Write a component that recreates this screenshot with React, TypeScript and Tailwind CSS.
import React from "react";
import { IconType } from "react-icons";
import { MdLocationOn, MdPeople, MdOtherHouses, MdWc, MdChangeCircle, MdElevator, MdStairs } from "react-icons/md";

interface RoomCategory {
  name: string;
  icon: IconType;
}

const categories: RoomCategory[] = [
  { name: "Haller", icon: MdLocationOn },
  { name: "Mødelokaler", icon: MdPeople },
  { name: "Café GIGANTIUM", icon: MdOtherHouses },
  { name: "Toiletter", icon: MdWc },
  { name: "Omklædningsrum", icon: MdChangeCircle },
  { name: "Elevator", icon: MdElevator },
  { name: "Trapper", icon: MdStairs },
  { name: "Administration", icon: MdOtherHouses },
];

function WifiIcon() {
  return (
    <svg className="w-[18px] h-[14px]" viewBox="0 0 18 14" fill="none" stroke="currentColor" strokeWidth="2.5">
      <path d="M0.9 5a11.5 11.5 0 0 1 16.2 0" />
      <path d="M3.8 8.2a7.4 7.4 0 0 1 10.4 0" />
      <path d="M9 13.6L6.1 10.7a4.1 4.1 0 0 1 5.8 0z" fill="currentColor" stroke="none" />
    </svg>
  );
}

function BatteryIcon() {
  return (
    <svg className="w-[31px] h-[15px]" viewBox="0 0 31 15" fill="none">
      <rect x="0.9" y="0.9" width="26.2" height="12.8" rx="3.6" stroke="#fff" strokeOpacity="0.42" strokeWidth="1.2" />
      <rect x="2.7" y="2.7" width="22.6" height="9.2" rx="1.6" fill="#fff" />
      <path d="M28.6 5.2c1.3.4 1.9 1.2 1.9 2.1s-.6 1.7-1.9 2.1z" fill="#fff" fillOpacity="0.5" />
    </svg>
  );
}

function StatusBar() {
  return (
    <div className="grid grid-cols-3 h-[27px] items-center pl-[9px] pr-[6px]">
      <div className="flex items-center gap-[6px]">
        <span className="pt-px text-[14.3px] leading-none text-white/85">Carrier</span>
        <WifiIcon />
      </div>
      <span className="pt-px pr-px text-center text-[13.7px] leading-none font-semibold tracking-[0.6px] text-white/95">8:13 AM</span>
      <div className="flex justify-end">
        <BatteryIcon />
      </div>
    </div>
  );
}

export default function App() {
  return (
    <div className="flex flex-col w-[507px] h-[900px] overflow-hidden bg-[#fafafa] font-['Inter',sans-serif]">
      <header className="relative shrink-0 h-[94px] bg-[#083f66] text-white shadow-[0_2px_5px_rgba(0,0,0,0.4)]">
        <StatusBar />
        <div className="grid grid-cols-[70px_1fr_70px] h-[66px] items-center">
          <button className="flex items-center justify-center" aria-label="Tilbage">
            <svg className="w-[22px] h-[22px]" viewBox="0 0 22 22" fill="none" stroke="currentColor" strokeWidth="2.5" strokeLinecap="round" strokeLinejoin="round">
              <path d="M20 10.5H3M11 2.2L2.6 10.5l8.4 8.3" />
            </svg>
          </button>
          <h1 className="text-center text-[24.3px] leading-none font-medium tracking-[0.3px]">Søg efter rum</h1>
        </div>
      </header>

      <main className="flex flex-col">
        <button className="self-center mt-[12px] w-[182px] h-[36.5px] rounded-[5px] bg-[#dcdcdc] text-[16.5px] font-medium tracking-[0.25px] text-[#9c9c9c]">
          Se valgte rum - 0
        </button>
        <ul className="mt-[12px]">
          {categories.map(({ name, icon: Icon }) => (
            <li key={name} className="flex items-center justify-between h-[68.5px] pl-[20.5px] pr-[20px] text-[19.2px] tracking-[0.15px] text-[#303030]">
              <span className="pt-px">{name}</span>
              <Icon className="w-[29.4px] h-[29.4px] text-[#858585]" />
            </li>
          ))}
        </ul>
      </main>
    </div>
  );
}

===============

-- TO BE DONE --
Print again each line of the listing above, exactly as it appears.

-- WRITTEN RESPONSE --
Write a component that recreates this screenshot with React, TypeScript and Tailwind CSS.
import React from "react";
import { IconType } from "react-icons";
import { MdLocationOn, MdPeople, MdOtherHouses, MdWc, MdChangeCircle, MdElevator, MdStairs } from "react-icons/md";

interface RoomCategory {
  name: string;
  icon: IconType;
}

const categories: RoomCategory[] = [
  { name: "Haller", icon: MdLocationOn },
  { name: "Mødelokaler", icon: MdPeople },
  { name: "Café GIGANTIUM", icon: MdOtherHouses },
  { name: "Toiletter", icon: MdWc },
  { name: "Omklædningsrum", icon: MdChangeCircle },
  { name: "Elevator", icon: MdElevator },
  { name: "Trapper", icon: MdStairs },
  { name: "Administration", icon: MdOtherHouses },
];

function WifiIcon() {
  return (
    <svg className="w-[18px] h-[14px]" viewBox="0 0 18 14" fill="none" stroke="currentColor" strokeWidth="2.5">
      <path d="M0.9 5a11.5 11.5 0 0 1 16.2 0" />
      <path d="M3.8 8.2a7.4 7.4 0 0 1 10.4 0" />
      <path d="M9 13.6L6.1 10.7a4.1 4.1 0 0 1 5.8 0z" fill="currentColor" stroke="none" />
    </svg>
  );
}

function BatteryIcon() {
  return (
    <svg className="w-[31px] h-[15px]" viewBox="0 0 31 15" fill="none">
      <rect x="0.9" y="0.9" width="26.2" height="12.8" rx="3.6" stroke="#fff" strokeOpacity="0.42" strokeWidth="1.2" />
      <rect x="2.7" y="2.7" width="22.6" height="9.2" rx="1.6" fill="#fff" />
      <path d="M28.6 5.2c1.3.4 1.9 1.2 1.9 2.1s-.6 1.7-1.9 2.1z" fill="#fff" fillOpacity="0.5" />
    </svg>
  );
}

function StatusBar() {
  return (
    <div className="grid grid-cols-3 h-[27px] items-center pl-[9px] pr-[6px]">
      <div className="flex items-center gap-[6px]">
        <span className="pt-px text-[14.3px] leading-none text-white/85">Carrier</span>
        <WifiIcon />
      </div>
      <span className="pt-px pr-px text-center text-[13.7px] leading-none font-semibold tracking-[0.6px] text-white/95">8:13 AM</span>
      <div className="flex justify-end">
        <BatteryIcon />
      </div>
    </div>
  );
}

export default function App() {
  return (
    <div className="flex flex-col w-[507px] h-[900px] overflow-hidden bg-[#fafafa] font-['Inter',sans-serif]">
      <header className="relative shrink-0 h-[94px] bg-[#083f66] text-white shadow-[0_2px_5px_rgba(0,0,0,0.4)]">
        <StatusBar />
        <div className="grid grid-cols-[70px_1fr_70px] h-[66px] items-center">
          <button className="flex items-center justify-center" aria-label="Tilbage">
            <svg className="w-[22px] h-[22px]" viewBox="0 0 22 22" fill="none" stroke="currentColor" strokeWidth="2.5" strokeLinecap="round" strokeLinejoin="round">
              <path d="M20 10.5H3M11 2.2L2.6 10.5l8.4 8.3" />
            </svg>
          </button>
          <h1 className="text-center text-[24.3px] leading-none font-medium tracking-[0.3px]">Søg efter rum</h1>
        </div>
      </header>

      <main className="flex flex-col">
        <button className="self-center mt-[12px] w-[182px] h-[36.5px] rounded-[5px] bg-[#dcdcdc] text-[16.5px] font-medium tracking-[0.25px] text-[#9c9c9c]">
          Se valgte rum - 0
        </button>
        <ul className="mt-[12px]">
          {categories.map(({ name, icon: Icon }) => (
            <li key={name} className="flex items-center justify-between h-[68.5px] pl-[20.5px] pr-[20px] text-[19.2px] tracking-[0.15px] text-[#303030]">
              <span className="pt-px">{name}</span>
              <Icon className="w-[29.4px] h-[29.4px] text-[#858585]" />
            </li>
          ))}
        </ul>
      </main>
    </div>
  );
}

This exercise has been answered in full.